Information provided —
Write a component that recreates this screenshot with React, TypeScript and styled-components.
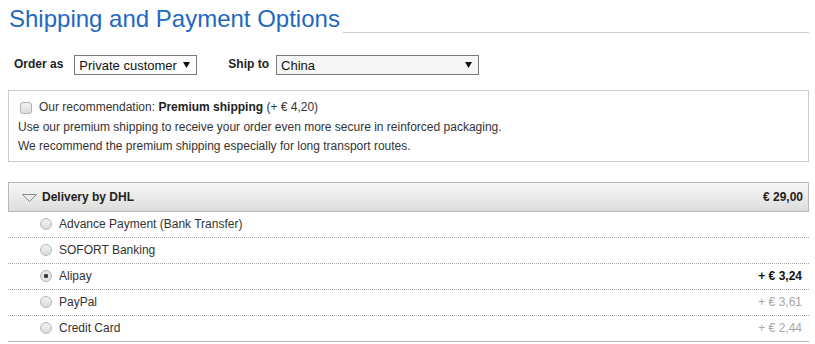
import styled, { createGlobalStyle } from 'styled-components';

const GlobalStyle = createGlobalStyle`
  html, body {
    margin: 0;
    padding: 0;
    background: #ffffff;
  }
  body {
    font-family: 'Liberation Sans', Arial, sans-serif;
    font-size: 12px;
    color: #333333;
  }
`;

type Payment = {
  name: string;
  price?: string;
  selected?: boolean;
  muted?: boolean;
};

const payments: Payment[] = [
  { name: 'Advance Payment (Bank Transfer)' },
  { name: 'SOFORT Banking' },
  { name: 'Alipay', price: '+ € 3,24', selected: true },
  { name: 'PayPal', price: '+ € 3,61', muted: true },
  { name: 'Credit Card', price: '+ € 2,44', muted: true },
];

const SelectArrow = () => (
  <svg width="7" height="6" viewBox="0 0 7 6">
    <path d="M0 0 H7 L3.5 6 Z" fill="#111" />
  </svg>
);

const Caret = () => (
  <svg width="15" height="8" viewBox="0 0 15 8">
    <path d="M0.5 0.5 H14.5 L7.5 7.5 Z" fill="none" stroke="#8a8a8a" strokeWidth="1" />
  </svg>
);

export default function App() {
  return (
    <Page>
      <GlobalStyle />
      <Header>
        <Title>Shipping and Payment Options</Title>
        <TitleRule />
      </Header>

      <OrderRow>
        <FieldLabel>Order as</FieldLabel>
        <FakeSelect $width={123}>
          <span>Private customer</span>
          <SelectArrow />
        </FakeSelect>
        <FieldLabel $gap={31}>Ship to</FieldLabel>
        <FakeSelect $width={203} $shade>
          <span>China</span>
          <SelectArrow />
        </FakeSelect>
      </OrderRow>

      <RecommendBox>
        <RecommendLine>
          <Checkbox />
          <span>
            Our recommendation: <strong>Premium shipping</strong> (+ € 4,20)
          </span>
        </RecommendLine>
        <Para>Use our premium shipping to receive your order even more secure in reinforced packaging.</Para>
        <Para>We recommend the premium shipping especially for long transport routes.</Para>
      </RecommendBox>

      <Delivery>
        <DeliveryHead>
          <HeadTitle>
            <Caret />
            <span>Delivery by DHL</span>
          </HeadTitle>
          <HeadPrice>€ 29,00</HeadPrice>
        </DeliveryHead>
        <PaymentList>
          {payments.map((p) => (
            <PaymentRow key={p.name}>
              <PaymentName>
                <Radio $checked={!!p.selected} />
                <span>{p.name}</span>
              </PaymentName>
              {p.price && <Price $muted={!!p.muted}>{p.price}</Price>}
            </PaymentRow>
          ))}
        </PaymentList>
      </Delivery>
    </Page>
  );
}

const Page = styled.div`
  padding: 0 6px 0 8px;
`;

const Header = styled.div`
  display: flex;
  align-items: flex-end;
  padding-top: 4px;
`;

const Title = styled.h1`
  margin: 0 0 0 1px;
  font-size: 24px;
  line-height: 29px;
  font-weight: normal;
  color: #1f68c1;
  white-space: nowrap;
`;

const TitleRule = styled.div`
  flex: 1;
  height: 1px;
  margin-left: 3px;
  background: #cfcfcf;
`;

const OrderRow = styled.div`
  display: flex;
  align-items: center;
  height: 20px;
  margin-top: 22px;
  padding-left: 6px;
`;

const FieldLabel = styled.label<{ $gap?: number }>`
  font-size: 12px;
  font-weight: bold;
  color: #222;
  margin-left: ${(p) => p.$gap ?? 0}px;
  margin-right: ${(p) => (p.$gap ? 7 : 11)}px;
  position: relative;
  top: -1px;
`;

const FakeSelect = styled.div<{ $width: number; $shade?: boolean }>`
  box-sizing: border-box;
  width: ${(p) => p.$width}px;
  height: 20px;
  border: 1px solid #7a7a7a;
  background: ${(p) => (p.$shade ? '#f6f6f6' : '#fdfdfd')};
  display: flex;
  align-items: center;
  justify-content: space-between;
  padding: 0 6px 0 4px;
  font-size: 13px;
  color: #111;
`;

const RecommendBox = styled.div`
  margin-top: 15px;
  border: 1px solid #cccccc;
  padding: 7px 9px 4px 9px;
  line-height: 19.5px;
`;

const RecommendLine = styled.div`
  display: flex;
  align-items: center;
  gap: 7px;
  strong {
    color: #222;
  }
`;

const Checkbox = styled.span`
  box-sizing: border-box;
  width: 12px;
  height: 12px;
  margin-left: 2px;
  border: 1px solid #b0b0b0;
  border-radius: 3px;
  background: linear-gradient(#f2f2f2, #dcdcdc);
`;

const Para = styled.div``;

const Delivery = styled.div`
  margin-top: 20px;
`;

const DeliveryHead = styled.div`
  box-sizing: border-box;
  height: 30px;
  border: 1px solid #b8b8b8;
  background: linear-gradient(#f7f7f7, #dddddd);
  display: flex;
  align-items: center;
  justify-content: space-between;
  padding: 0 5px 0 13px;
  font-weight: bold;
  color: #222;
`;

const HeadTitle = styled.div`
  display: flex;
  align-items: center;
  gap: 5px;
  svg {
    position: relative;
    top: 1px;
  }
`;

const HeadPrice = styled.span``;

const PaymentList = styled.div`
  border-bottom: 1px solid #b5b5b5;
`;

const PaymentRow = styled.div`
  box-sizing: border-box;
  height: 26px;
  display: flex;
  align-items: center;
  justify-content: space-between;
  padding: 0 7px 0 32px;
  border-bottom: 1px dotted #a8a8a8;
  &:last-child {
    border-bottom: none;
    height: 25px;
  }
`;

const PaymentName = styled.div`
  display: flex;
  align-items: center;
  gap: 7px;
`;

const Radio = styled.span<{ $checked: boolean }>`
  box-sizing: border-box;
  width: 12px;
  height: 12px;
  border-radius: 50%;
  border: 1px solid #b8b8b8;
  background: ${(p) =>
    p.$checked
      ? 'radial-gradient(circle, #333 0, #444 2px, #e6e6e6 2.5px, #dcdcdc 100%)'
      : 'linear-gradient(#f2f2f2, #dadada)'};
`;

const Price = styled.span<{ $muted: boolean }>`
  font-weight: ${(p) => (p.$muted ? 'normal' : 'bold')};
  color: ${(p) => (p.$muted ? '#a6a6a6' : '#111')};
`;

Set task — Take each line of the material that contains the word "components" and list it.

Final result —
Write a component that recreates this screenshot with React, TypeScript and styled-components.
import styled, { createGlobalStyle } from 'styled-components';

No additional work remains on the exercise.